Rouhani is likely to impact the style but not the substance of Iranian foreign policy.

The victory of a new reformist Iranian president has been welcomed by the international community. For many, President-Elect Hassan Rouhani's pragmatism breaks with Mahmoud Ahmadinejad's hard line, and it is expected that Iran's foreign policy will consequently shift toward greater moderation and cooperation. If there is little doubt Rouhani is likely to change the style of the country's external relations, whether his election will imply a substantial shift in Iran's foreign policy is much more debatable.

A historical perspective is needed in order to identify the key features of Iran's foreign policy which, according to Ruhi Ramazani, is “neither linear, nor dialectical, but kaleidoscopic.” It encompasses a wide range of actors, interests, drivers, and goals. Above all, the president of Iran represents only a tiny fraction of Iranian centres of power, since main foreign policy decisions are taken by the supreme leader and/or the Supreme National Security Council. Such a contextualisation is necessary to assess to what extent, and in what ways, the election of Rouhani is likely to change Iran's foreign policy as a whole.

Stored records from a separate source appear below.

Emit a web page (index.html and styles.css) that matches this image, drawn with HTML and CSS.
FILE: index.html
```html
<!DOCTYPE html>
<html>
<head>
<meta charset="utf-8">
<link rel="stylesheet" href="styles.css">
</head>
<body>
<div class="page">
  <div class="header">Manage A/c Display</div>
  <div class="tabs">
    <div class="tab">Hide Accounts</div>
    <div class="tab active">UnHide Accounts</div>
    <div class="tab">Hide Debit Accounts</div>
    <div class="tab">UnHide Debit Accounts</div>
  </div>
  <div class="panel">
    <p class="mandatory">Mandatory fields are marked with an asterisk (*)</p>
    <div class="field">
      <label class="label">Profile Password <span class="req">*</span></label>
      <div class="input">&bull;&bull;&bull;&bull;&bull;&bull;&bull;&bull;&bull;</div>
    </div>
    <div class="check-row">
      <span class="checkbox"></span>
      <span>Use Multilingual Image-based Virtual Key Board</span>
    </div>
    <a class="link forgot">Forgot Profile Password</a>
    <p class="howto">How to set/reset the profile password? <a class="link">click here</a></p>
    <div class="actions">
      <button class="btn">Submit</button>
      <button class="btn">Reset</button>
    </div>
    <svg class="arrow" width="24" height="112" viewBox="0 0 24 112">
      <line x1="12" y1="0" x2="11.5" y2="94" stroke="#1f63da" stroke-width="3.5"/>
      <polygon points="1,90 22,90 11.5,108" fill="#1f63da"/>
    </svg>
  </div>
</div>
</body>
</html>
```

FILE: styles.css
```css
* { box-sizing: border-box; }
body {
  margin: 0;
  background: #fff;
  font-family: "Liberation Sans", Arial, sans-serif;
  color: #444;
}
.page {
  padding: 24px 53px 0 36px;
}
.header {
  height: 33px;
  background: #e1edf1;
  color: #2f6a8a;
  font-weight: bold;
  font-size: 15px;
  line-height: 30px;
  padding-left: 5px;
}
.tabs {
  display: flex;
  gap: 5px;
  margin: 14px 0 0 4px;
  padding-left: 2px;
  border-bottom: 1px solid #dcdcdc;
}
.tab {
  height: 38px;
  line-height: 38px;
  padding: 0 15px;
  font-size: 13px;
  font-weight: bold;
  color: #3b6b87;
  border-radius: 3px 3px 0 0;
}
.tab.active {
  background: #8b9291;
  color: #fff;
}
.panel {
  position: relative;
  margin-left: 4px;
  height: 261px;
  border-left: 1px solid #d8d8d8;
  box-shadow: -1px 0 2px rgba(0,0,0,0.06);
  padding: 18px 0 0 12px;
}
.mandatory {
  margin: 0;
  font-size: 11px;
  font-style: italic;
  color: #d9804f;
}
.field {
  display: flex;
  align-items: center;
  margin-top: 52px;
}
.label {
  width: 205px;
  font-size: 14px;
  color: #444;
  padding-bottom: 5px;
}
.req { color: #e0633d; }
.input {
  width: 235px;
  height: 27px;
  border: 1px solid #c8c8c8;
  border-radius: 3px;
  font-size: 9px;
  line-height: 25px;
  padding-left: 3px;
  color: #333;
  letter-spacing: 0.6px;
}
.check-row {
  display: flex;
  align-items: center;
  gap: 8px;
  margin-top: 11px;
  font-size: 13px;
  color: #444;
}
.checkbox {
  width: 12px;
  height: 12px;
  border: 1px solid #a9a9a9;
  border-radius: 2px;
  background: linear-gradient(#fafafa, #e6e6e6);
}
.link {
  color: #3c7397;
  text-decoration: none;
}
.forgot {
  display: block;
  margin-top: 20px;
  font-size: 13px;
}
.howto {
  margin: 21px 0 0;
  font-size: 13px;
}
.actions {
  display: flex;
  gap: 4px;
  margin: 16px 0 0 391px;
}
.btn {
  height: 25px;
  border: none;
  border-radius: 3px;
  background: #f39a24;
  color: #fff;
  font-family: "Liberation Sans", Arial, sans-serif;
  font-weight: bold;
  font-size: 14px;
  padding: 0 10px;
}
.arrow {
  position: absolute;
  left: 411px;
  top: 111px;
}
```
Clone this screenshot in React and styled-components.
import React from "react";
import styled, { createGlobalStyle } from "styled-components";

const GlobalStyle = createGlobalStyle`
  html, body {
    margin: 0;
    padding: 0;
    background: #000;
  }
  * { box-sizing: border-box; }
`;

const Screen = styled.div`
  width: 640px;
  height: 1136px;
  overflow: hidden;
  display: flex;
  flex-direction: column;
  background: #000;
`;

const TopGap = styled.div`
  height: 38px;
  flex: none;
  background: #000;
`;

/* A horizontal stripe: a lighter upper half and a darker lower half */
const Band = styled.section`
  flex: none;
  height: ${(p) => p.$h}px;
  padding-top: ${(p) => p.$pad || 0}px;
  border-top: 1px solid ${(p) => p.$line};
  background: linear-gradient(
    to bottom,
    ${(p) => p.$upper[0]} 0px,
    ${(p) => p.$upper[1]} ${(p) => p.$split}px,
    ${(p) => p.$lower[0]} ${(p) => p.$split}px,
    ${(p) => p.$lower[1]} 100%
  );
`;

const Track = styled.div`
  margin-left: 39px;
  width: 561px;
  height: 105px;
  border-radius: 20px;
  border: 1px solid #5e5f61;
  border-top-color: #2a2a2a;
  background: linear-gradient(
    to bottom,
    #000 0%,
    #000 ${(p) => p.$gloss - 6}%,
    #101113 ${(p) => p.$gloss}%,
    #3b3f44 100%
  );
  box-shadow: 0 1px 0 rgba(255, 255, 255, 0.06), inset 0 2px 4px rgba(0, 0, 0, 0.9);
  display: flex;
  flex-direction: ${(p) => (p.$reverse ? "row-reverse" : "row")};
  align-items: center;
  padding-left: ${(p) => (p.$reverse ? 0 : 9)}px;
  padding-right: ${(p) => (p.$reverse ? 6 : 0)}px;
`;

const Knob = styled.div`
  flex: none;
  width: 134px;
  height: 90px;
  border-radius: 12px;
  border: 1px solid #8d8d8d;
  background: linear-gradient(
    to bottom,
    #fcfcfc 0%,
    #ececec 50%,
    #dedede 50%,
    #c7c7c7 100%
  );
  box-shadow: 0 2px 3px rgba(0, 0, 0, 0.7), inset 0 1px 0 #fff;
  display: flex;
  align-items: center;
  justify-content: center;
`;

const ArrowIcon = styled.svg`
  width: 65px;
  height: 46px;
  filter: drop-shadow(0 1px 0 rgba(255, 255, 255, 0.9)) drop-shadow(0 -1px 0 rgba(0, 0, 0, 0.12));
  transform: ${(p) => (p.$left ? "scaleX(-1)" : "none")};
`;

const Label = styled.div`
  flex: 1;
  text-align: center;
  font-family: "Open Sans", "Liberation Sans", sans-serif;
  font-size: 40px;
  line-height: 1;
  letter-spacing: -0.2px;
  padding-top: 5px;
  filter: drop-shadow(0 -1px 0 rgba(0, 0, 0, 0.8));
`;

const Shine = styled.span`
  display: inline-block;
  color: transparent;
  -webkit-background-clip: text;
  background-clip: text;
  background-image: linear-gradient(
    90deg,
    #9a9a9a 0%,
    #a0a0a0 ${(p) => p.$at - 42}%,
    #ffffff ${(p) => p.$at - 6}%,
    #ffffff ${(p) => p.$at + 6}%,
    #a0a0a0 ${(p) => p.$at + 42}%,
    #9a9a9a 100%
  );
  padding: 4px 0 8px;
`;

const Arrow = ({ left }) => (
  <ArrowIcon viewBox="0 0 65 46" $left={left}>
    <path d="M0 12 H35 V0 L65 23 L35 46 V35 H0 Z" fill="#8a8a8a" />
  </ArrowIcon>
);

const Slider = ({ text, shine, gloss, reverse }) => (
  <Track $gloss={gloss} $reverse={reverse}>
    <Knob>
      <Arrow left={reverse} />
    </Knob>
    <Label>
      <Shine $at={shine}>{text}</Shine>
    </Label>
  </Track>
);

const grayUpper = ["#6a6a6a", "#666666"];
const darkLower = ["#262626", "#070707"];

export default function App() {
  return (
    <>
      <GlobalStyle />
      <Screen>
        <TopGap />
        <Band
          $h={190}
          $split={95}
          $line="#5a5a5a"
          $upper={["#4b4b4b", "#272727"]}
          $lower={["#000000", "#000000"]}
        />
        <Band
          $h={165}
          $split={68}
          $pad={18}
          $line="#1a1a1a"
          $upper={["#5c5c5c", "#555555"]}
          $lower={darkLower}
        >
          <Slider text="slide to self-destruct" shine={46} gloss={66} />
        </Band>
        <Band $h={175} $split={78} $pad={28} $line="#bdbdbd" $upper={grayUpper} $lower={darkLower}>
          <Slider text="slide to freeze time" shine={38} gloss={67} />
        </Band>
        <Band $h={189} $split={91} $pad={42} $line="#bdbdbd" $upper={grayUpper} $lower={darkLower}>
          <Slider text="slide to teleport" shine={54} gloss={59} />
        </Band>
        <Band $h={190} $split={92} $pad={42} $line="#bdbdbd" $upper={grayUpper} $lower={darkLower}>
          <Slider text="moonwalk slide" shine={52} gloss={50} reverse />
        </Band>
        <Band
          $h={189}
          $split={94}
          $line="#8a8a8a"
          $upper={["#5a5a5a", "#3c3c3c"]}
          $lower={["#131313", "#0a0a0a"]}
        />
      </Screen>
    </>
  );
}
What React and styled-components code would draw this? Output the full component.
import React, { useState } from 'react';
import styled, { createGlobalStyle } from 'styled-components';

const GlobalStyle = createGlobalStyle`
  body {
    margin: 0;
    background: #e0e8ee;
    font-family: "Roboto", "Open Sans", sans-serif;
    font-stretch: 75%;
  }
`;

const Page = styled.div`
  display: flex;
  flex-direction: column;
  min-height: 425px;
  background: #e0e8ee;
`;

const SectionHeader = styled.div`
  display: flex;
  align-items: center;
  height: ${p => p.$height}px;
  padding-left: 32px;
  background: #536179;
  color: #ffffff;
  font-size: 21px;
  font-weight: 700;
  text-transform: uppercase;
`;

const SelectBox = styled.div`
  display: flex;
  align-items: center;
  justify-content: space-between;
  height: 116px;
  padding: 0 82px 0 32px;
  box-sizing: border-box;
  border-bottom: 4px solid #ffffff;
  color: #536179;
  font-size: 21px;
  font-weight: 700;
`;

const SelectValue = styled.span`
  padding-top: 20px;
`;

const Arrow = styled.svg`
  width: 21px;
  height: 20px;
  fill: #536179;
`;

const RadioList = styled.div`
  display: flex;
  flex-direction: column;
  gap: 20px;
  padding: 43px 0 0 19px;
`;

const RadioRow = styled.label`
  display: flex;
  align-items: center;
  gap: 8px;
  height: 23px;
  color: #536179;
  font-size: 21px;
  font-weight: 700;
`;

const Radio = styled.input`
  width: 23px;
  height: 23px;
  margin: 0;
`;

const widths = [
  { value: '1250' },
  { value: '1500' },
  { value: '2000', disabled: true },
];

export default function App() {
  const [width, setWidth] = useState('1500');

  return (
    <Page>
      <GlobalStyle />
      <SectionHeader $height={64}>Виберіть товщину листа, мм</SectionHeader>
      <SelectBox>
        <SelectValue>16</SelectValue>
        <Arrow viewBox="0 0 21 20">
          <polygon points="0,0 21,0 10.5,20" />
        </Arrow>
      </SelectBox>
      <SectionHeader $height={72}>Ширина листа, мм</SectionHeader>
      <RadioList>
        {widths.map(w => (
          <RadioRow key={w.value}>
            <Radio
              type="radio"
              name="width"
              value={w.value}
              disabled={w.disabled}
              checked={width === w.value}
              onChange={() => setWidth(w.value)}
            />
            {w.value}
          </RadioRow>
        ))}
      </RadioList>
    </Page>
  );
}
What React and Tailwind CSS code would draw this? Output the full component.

The President's Leading Role

Rouhani will surely impact the style of Iranian external relations. Indeed, a first trend in Iran's foreign policy is that it is highly influenced by the leaders' own vision of the country's national interest and role on the regional and global stage. Under Reza Pahlavi, the Shah, priority was given to maintaining a “positive equilibrium” between the US and the Soviet Union in a geopolitical environment shaped by the Cold War. Pahlavi's foreign policy aimed to take the least controversial stand possible, to avoid causing concern in either Moscow or Washington.

In the wake of the 1979 Revolution, Ayatollah Khomeini's perception of the US as “the Great Satan” contributed to shift the country's foreign policy from a secular and pragmatic stance to a religious and more aggressive one. During the 1990s, Ayatollah Khamenei, Khomeini’s successor, and then-President Akbar Hashemi Rafsanjani initiated a transition towards greater pragmatism, while the presidency of Mohammed Khatami marked the partial rise of the reformists.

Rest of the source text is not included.